Getting up, I groped along the table, reaching a railing, and then some stairs, but not the ones I needed. I kept asking myself, “Why hadn’t I paid more attention to the landmarks which had been so easily taken for granted in the light?” There was for me a great terror the next few hours as I tried to feel my way out of the large basement which seemed to grow all the while.
At 8:37 p.m. the basement lights flickered back on with great grace. I had stumbled and fumbled my way to a back corner where the musty outdated theological journals were stored. I was further from my destination, the exit, than I had been two-and-a-half hours before. The light was a welcome epiphany.
Light and sight are precious commodities but we so often take them for granted. Their value is always doubly underscored by the conspicuousness of their absence. John tells us that Jesus saw the Spirit descending like a dove upon him. God’s revelation becomes matter of fact when received as a given in life.

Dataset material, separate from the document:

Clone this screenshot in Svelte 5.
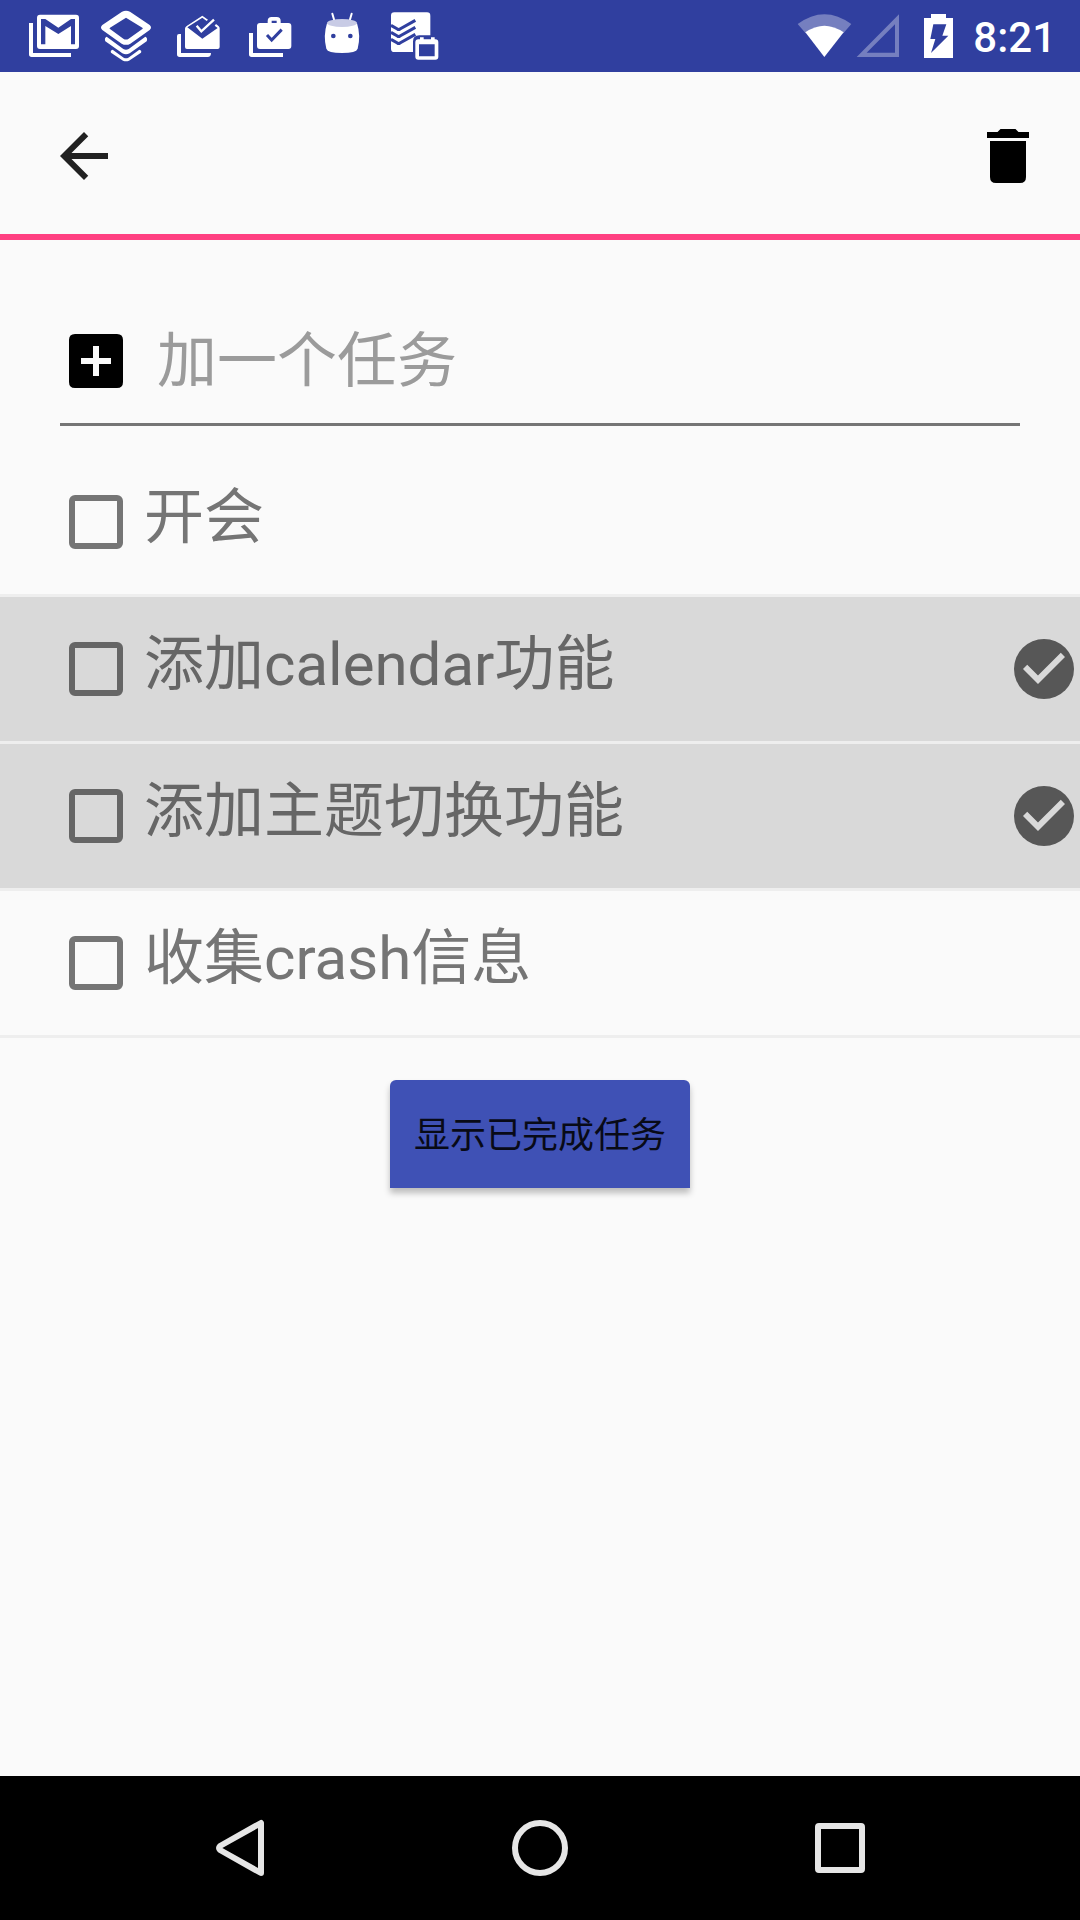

We may wonder where God was when the shooting happened this past week in Iowa’s Perry High School. During the darkness of a personal tragedy or in the bleakness of the world’s worst episodes, the light of God’s hope is a true sanctuary. God’s hope is more than thoughts and prayers – God’s hope is action taken by creation to assure better outcomes. God’s hope is our call to action to do better. God’s hope is an ability to spread the light to others in our response and outpouring of love, sharing the true Word made flesh, who came among us as a baby – the light whom the Magi sought out, the glory of God that appeared over us, the descending dove of the Spirit. God’s glory is revealed in the hope that the future brings.